Fantasy leagues, in-house tournaments, and any league with multiple captains all run into the same problem: every team wants the first pick. Coin flips work for two teams; for three or more, you need a wheel. Add every team or captain name, share the wheel link with the league chat so everyone can verify the entry list, and spin once per draft slot with Auto-Remove on. Each spin removes its winner, so the second spin draws from the remaining teams, and the order falls out naturally with full transparency.

Two practical notes: (1) spin live, with the wheel link shared in chat. If anyone is going to question the draft order weeks later, the answer is "look at the shared URL and re-spin it yourself." (2) For snake drafts where pick 1 in round 1 becomes pick last in round 2, the wheel only needs to handle the round-1 order — the snake reverses automatically.

The "Same Three People Always Get Picked First" Problem

If you're using the wheel repeatedly with the same group — weekly PE class, recurring kickball league — you'll see the same statistical clumping that frustrates classroom teachers: random is not the same as evenly distributed. Two ways to keep things feeling equitable:

  • Auto-Remove + reset weekly. With Auto-Remove on, the wheel cycles through every player exactly once before anyone repeats. Reset the wheel weekly so the cycle starts over.
  • Light weighting for participation balance. If a player hasn't been picked first in a few weeks, bump their weight to 2x for the next session. The wheel will favor them without anyone noticing it isn't pure random — and you reset the weights at the end of the session.

Where People Use the Team Picker

  • PE class and youth sports: Random splits for kickball, basketball, soccer, flag football. Removes the "always last picked" social cost.
  • 🎮 Esports and casual gaming nights: Splitting a Discord into two squads for 5v5 ranked play, board game teams, or trivia teams.
  • 🏈 Fantasy league draft order: Randomizing draft slots before draft day so nobody can claim the commissioner picked the order.
  • 🎄 Secret Santa for small groups: Pairing under 15 people with a transparent, live draw — easier to set up than a dedicated app and visible to everyone.
  • 🧑‍💻 Hackathons and offsites: Splitting a 30-person engineering offsite into 5-person teams without anyone politicking for who they want to work with.
  • 🏃 Relay race orders: Picking who runs which leg, especially when nobody wants to be the anchor (or everyone does).
  • 🃏 Tournament bracket seeding: Random seeding for single-elim tournaments when there's no prior ranking to seed off of.

Common Questions About Team-Picking

How do I split a group into two (or more) balanced teams?

Two-team split: enter every player's name, turn on Auto-Remove in Customize, then alternate spins between Team A and Team B. The first spin sends a player to Team A, the second to Team B, the third to A, and so on.
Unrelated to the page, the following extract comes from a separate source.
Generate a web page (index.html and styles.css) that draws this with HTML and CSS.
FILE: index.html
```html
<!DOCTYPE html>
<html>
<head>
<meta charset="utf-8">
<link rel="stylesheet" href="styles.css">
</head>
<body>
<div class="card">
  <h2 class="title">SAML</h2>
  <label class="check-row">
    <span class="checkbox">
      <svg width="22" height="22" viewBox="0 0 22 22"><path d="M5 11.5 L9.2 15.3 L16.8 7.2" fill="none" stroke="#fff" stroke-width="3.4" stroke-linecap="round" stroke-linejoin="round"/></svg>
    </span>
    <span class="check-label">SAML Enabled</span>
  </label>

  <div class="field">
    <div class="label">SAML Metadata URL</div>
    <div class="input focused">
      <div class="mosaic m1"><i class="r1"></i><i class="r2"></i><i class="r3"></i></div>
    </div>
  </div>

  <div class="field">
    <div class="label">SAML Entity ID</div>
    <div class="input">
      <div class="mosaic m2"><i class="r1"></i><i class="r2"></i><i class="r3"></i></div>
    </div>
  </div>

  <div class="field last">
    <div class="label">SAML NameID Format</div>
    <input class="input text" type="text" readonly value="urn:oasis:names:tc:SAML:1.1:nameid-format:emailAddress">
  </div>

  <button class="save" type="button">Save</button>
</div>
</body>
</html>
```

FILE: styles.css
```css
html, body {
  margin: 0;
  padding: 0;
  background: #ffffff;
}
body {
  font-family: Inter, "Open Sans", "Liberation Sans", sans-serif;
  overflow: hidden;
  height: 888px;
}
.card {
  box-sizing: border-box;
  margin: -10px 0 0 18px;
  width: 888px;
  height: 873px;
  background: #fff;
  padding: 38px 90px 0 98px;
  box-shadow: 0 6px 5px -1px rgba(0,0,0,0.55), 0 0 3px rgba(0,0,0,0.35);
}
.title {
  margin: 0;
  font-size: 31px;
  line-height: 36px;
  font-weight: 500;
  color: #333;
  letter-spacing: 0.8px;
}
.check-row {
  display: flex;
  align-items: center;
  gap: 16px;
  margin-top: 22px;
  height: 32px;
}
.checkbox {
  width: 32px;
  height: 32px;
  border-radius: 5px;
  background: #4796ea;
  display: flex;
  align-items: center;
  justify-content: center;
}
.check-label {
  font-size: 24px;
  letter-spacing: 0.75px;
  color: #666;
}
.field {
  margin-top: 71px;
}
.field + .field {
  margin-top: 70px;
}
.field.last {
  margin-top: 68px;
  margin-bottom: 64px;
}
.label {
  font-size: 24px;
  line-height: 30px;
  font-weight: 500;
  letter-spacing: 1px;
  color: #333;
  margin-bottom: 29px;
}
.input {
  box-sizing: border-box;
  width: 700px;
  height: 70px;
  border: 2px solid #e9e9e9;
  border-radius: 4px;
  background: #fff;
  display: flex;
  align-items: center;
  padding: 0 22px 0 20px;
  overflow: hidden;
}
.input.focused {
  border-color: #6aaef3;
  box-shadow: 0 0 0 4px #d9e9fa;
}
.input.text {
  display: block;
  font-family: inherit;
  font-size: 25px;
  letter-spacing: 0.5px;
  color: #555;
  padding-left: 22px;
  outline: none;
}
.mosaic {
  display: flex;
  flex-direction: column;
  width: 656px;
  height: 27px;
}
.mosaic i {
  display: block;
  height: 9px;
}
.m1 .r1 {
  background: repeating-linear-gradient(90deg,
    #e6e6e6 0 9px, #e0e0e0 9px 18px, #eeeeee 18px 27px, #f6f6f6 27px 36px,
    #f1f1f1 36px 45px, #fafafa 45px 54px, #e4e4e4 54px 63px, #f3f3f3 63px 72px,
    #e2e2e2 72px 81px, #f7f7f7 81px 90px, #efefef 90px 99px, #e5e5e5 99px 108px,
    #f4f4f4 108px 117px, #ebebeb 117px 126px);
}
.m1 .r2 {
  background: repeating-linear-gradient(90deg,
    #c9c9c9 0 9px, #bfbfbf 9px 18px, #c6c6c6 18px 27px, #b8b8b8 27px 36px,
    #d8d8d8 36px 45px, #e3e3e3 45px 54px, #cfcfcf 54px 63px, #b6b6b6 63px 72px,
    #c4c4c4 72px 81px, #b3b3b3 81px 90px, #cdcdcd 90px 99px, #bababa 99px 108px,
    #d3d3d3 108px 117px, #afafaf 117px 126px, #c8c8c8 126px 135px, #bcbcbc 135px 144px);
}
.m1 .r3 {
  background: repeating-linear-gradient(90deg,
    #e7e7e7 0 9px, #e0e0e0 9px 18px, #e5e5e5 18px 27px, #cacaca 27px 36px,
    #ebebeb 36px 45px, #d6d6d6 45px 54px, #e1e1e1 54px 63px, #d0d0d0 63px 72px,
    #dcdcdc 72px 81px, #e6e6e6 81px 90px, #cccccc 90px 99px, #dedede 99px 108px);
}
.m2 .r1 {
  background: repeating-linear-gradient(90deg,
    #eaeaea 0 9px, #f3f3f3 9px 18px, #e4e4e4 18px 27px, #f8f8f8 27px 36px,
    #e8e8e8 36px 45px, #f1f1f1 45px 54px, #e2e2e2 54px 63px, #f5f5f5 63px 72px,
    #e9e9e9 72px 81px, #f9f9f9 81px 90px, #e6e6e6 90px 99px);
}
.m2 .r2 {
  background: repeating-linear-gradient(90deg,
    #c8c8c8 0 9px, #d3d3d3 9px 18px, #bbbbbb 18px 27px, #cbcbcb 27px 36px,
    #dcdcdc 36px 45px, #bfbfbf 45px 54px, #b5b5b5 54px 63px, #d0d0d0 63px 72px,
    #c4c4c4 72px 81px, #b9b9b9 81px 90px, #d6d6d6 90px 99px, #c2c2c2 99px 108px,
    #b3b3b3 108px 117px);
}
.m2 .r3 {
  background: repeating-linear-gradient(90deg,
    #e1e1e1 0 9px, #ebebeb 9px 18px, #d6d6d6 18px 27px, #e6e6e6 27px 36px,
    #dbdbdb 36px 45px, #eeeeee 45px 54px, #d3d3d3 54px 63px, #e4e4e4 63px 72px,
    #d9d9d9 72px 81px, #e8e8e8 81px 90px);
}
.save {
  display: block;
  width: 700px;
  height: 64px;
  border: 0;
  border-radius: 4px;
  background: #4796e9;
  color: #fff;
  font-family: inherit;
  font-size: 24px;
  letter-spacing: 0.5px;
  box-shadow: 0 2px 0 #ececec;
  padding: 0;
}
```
The wheel removes each picked player automatically, so you can't double-pick. For three or more teams, rotate the assignment in the same way (A, B, C, A, B, C…). Track team rosters in a notepad as you go, or take a screenshot of the winner history at the end.

How do I randomize a draft order without anyone arguing?
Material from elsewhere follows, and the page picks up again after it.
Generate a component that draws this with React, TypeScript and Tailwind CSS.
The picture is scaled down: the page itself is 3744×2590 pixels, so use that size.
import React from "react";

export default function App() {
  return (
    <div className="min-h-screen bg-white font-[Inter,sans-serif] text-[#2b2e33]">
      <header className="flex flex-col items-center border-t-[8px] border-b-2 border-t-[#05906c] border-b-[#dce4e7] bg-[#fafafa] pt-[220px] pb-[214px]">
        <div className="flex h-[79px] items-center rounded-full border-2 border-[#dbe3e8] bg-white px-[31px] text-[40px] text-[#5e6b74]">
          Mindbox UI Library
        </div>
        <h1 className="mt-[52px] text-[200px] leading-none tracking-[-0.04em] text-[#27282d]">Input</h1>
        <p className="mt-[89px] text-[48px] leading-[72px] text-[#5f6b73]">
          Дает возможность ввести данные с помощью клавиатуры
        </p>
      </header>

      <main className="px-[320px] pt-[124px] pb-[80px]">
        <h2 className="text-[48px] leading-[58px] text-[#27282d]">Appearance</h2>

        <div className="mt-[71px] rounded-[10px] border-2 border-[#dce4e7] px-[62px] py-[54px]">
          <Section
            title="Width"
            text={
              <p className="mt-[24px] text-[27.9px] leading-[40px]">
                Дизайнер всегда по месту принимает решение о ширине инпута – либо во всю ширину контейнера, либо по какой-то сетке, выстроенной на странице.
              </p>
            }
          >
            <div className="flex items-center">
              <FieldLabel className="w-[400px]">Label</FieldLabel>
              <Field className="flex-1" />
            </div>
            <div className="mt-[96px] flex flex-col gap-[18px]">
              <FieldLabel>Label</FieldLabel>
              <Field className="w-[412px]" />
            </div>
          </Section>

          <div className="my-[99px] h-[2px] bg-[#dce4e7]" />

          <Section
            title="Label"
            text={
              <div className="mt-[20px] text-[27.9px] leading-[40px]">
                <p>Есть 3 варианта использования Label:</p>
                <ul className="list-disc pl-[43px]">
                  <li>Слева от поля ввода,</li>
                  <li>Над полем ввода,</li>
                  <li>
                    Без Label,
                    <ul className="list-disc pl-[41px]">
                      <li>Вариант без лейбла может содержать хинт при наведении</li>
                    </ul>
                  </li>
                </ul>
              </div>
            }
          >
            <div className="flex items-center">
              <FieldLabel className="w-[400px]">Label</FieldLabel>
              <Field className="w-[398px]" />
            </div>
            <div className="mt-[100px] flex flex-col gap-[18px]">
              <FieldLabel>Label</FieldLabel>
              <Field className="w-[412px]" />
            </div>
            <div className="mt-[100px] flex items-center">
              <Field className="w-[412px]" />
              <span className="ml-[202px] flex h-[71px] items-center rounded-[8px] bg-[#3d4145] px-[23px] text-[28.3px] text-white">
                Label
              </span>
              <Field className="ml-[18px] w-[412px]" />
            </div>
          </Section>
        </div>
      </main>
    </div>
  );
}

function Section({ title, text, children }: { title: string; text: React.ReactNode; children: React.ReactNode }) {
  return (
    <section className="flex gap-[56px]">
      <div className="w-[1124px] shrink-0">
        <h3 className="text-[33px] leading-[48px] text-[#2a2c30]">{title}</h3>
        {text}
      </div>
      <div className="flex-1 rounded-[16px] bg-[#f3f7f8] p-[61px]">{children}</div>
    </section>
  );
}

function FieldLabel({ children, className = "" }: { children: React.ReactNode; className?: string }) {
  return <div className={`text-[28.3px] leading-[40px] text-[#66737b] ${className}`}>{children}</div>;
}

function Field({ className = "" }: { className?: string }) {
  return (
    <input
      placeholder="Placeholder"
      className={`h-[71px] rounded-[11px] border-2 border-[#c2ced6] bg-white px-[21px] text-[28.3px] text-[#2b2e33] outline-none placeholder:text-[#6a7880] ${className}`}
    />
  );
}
Add every team or captain name to the wheel, turn on Auto-Remove, and spin once per draft slot. The first winner picks first, the second picks second, and so on. Because each spin is cryptographically independent and the chosen name is removed before the next spin, the resulting order is provably random and every team gets exactly one slot. Share the wheel link in chat or group text first so everyone can verify the entry list before you start.
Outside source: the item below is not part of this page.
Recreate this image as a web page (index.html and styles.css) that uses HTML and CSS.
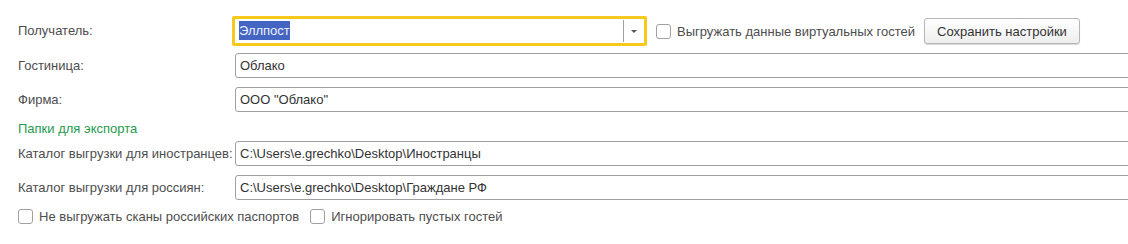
FILE: index.html
```html
<!DOCTYPE html>
<html>
  <head>
    <title>Выгрузка гостей</title>
    <link rel="stylesheet" href="styles.css">
  </head>
  <body>

    <div class="form">

      <!--ПОЛУЧАТЕЛЬ-->
      <div class="label firstRow">Получатель:</div>
      <div class="field firstRow">
        <div class="combo">
          <span class="comboText"><span class="selected">Эллпост</span></span>
          <span class="comboButton"><span class="arrow"></span></span>
        </div>
        <label class="check virtualCheck">
          <span class="box"></span>
          Выгружать данные виртуальных гостей
        </label>
        <button class="saveButton">Сохранить настройки</button>
      </div>

      <div class="label">Гостиница:</div>
      <div class="field">
        <div class="textBox">Облако</div>
      </div>

      <div class="label">Фирма:</div>
      <div class="field">
        <div class="textBox">ООО "Облако"</div>
      </div>

      <div class="groupTitle">Папки для экспорта</div>

      <div class="label">Каталог выгрузки для иностранцев:</div>
      <div class="field">
        <div class="textBox">C:\Users\e.grechko\Desktop\Иностранцы</div>
      </div>

      <div class="label">Каталог выгрузки для россиян:</div>
      <div class="field">
        <div class="textBox">C:\Users\e.grechko\Desktop\Граждане РФ</div>
      </div>

      <!--ФЛАЖКИ-->
      <div class="checkRow">
        <label class="check">
          <span class="box"></span>
          Не выгружать сканы российских паспортов
        </label>
        <label class="check">
          <span class="box"></span>
          Игнорировать пустых гостей
        </label>
      </div>

    </div>

  </body>
</html>
```

FILE: styles.css
```css
body{
  margin: 0;
  font-family: "Liberation Sans", Arial, sans-serif;
  font-size: 13px;
  color: #4d4d4d;
  background-color: white;
  overflow: hidden;
}

.form{
  display: grid;
  grid-template-columns: 217px 1fr;
  row-gap: 9px;
  padding: 18px 0 0 18px;
}

.label{
  height: 25px;
  line-height: 25px;
  white-space: nowrap;
}

.field{
  display: flex;
  align-items: center;
  height: 25px;
}

.firstRow{
  height: 26px;
  line-height: 26px;
}

.textBox{
  box-sizing: border-box;
  flex-shrink: 0;
  width: calc(100% + 20px);  /* runs past the window edge */
  height: 25px;
  line-height: 23px;
  padding-left: 4px;
  border: 1px solid #a0a0a0;
  border-radius: 3px;
  color: #333;
  white-space: nowrap;
}

.combo{
  box-sizing: border-box;
  display: flex;
  flex-shrink: 0;
  width: 415px;
  height: 30px;
  margin-left: -3px;
  border: 3px solid #f8c91d;
  border-radius: 2px;
  line-height: 24px;
}

.comboText{
  flex: 1;
  padding-left: 4px;
  color: #333;
}

.selected{
  background-color: #4565c3;
  color: #eef1fb;
  padding: 2px 0;
}

.comboButton{
  width: 20px;
  margin: 1px 0;
  border-left: 1px solid #a0a0a0;
  display: flex;
  align-items: center;
  justify-content: center;
}

.arrow{
  width: 0;
  height: 0;
  border-left: 3px solid transparent;
  border-right: 3px solid transparent;
  border-top: 3px solid #555;
}

.check{
  display: flex;
  align-items: center;
  white-space: nowrap;
  line-height: 15px;
}

.box{
  box-sizing: border-box;
  width: 15px;
  height: 15px;
  margin-right: 6px;
  border: 1px solid #a0a0a0;
  border-radius: 3px;
  background-color: white;
}

.virtualCheck{
  margin-left: 9px;
}

.saveButton{
  margin-left: 9px;
  height: 26px;
  padding: 0 12px;
  font-family: inherit;
  font-size: 13px;
  color: #333;
  border: 1px solid #b5b5b5;
  border-radius: 3px;
  background: linear-gradient(#ffffff, #eeeeee);
  box-shadow: 0 1px 1px rgba(0, 0, 0, 0.15);
}

.groupTitle{
  grid-column: 1 / 3;
  height: 11px;
  line-height: 16px;
  color: #1f9b4c;
}

.checkRow{
  grid-column: 1 / 3;
  display: flex;
  gap: 11px;
  height: 15px;
}
```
Can I run a "captains pick from the wheel" variant?

Yes. First, run a quick draft-order spin with the captains' names to decide pick order. Then load a second wheel with the remaining players (Auto-Remove on) and let captains spin in turn. The wheel pick is the captain's pick — useful when you want some randomness but still want captains to feel involved in building the team.

How do I avoid picking the same person back-to-back?

Turn on Auto-Remove in the Customize panel. Each winning name is taken off the wheel until you reset it, which guarantees you cycle through every player before anyone repeats. If you'd rather keep names on the wheel between rounds, click the eye icon next to a name to disable them temporarily.

Can I balance teams by skill, not just at random?

Pure random splits ignore skill, so they're great for low-stakes activities and bad for competitive games. For skill balancing, group your players into tiers first (Strong / Mid / Beginner), then run a separate wheel for each tier and split each tier evenly between teams. This gives you randomness within tiers while keeping overall team strength roughly equal — sometimes called a "snake draft" approach without the manual draft.

Can I use this for Secret Santa or other "no self-pick" pairings?

Yes, with a small workflow. Each person spins the wheel once, the resulting name is who they're paired with, and Auto-Remove ensures no two people draw the same partner. The "no self-pick" rule needs a manual check: if someone draws their own name, click the wheel reset, restore that name, and re-spin. For larger groups, a dedicated Secret Santa app may be easier — but for groups under 15, the wheel approach works well and is more transparent.

How many players can I pick teams from?

Up to 200 names, with text auto-scaling so every slice stays readable. For typical team-picker use cases (a class, a sports team, a work offsite), this is far more than you'll need.

Can I save the team rosters so I have a record of who was on which team?

The wheel keeps a winner history of every spin in the order they happened, accessible from the side drawer. After a draft, you can screenshot the history or copy the names out manually. The history is saved to your browser between sessions, but for a permanent team-by-team record, copy it into a spreadsheet or doc when the draft is done.